Das Wahlergebnis dürfte viele Investoren aus Frankreich vertreiben, denn das Land stand bereits vor den Wahlen am Rande einer strukturellen Dauerkrise. Die Staatsfinanzen werden nun wohl rasch weiter verludern, denn die neue linke Regierung wird sich kaum um das Defizitverfahren der EU gegen Frankreich scheren. Frankreich weist bereits heute den höchsten Schuldenberg innerhalb der EU auf. Die Verschuldungsquote stellt sich auf 111 Prozent des BIP. Das Defizit dürfte nach 5,5 Prozent des BIP im letzten Jahr auch 2024 ausserhalb der EU-Toleranzgrenze von 3 Prozent des BIP zu liegen kommen.
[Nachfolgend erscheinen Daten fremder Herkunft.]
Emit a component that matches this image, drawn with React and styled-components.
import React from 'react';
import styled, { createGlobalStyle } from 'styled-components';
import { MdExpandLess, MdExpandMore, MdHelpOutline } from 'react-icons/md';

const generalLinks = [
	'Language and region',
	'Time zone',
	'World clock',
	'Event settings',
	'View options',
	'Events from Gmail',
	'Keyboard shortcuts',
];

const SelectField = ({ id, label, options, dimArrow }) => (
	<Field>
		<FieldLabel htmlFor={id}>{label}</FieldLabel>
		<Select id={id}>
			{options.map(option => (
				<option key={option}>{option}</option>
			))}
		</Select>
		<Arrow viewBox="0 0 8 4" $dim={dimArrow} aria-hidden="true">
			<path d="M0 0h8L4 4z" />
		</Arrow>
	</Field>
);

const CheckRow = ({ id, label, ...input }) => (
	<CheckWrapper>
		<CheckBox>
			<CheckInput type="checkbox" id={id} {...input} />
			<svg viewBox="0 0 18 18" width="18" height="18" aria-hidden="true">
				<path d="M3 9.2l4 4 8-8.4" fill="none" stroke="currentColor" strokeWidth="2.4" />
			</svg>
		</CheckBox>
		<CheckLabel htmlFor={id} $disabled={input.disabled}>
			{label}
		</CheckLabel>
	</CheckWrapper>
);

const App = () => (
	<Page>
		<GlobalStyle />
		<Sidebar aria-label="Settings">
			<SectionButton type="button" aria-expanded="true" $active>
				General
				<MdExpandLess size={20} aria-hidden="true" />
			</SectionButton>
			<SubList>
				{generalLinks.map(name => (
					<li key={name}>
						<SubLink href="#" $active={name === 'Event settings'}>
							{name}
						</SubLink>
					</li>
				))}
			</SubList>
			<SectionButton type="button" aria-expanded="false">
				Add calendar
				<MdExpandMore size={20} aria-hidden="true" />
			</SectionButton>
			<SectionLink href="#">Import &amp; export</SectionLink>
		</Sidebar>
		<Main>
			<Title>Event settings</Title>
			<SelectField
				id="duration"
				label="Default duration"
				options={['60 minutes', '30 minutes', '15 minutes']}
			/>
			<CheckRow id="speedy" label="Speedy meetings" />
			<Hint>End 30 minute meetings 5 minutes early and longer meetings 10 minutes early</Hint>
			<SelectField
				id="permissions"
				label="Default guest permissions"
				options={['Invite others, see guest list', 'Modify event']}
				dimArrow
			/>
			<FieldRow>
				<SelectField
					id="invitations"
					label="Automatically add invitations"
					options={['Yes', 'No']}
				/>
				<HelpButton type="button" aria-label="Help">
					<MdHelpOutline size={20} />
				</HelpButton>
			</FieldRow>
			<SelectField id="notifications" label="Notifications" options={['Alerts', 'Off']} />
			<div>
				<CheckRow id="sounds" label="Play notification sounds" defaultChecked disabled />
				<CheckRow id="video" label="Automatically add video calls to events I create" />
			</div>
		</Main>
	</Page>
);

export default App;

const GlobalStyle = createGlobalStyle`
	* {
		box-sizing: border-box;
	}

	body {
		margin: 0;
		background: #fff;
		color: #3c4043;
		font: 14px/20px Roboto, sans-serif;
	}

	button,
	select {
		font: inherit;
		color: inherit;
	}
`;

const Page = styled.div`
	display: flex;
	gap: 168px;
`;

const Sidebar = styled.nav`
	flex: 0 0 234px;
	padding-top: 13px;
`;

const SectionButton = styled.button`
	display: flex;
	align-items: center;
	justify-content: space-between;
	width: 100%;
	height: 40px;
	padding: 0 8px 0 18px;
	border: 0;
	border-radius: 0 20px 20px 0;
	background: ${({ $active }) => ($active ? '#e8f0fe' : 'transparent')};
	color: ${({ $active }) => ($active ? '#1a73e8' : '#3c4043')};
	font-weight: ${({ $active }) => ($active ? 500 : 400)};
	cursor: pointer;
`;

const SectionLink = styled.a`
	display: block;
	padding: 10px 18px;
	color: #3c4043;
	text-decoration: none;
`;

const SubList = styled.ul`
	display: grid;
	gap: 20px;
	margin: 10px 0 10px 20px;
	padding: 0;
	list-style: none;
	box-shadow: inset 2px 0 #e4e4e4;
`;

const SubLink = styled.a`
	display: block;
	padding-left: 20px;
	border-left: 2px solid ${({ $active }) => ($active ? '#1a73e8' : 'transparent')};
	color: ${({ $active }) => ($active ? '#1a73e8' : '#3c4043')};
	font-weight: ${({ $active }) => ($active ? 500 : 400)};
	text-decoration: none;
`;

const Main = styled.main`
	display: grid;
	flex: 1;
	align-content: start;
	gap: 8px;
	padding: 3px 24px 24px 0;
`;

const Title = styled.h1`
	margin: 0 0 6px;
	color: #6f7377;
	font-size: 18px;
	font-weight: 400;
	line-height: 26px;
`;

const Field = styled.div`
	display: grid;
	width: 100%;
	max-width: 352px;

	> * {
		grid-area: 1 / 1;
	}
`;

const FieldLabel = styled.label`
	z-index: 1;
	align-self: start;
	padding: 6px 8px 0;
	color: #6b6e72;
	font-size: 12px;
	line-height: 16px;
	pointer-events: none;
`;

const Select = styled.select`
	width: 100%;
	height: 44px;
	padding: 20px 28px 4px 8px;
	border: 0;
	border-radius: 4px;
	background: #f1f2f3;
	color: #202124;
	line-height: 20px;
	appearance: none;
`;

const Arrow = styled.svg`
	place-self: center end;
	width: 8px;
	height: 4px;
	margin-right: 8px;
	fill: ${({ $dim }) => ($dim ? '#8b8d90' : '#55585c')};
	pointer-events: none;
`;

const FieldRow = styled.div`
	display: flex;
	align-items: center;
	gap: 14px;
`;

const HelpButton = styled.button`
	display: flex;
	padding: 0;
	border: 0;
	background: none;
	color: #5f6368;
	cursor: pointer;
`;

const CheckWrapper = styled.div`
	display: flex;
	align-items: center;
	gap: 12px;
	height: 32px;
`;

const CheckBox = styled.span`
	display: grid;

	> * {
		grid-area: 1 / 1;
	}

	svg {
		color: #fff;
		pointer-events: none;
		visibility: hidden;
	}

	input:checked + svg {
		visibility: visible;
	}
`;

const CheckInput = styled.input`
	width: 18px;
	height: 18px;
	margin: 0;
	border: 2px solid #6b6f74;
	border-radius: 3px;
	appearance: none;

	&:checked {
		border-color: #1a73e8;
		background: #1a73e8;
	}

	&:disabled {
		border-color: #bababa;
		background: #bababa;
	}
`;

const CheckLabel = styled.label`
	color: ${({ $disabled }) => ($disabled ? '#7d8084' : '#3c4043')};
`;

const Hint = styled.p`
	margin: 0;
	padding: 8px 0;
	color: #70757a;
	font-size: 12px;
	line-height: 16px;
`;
Die Linke wird versuchen, die Rentenreform so rasch wie möglich rückgängig zu machen, die Mindestlöhne anzuheben und das Rentenalter auf 60 zu senken. Diese Vorhaben werden Milliarden kosten, einerseits den Staat, andererseits die Wirtschaft. Die Mindestlöhne sind zwar ein Kostenfaktor, aber die Senkung des Rentenalters von heute 64 auf 60 Jahre wiegt schwerer, denn sie wird dem Arbeitsmarkt Millionen von Arbeitskräften entziehen. Sollten die Linken wie angekündigt eine Reichensteuer und höhere Unternehmenssteuern einführen, wird die Investitionstätigkeit erlahmen.

Der «Sieg» der Linken mit Unterstützung der Bürgerlichen ist somit ein Pyrrhussieg. Die Unzufriedenheit im Land wird weiter zunehmen, und die Probleme werden sich aufstauen. Davon geht auch Marine Le Pen aus: «Die Flut steigt. Sie ist dieses Mal nicht hoch genug gestiegen, aber sie steigt weiter, und deshalb ist unser Sieg nur aufgeschoben.» Sie hofft, dass dannzumal die Dämme brechen und weitere Unzufriedene die Front wechseln werden. Aber vorerst werden weitere wertvolle Jahre verlorengehen, in denen statt Reformen und eine Sanierung der Staatsfinanzen neue Schulden und ein Ausbau der sozialen Sicherheit vorangetrieben werden, die kaum innert nützlicher Frist wieder korrigiert werden können. Präsident Macron wird wohl trotz neuer Mehrheiten im Parlament bis zu den nächsten Präsidentschaftswahlen am 11. April 2027 im Amt ausharren.

Die 3 Top-Kommentare zu "Frankreich: Warum der Wahlsieg der Linken eigentlich eine Niederlage ist"
  • JOhannes

    Da passt das altbewährte Sprichwort von den allerdümmsten Kälbern doch wie die Faust aufs Auge. Jedes Volk hat die Regierung, die es verdient. Frankreich geht den Bach runter wie die gesamte westliche Werte-Gemeinschaft.

  • Socrates9Zico10

    Macron wollte dem RN in der Regierungsverantwortung den Schwarzen Peter zuschieben, den jetzt die Linken von ihm bekommen haben! Der Zauberlehrling Macron bekommt die linken Geister, die er rief, nicht mehr los und hat perspektivisch auf der ganzen Linie verloren! Sein Innenminister wird einen linken Premierminister nicht dulden und einen Misstrauensantrag gegen ihn stellen! LePen wird gestärkt aus diesem linken Desaster hervorgehen und 2027 französische Präsidentin werden!

  • UKSchweizer

    Eine Niederlage ist dieser Sieg vor allem für diejenigen welche in Frankreich Reformen zur Verminderung der Verschuldungsrate erwartet haben. Das Ergebnis der Wahlen garantiert am besten "ein weiter so". Die Franzosen wollen immer mehr vom Staat ohne sich zu kümmern woher das Geld kommen soll. Aber auch ein Sieg vom Marin Le Pens RN hätte da nicht viel ändern können. Sobald nötige Reformen im Volk Verzicht erfordern, und das geht nicht anders, übernehmen die Gelbwesten die Macht.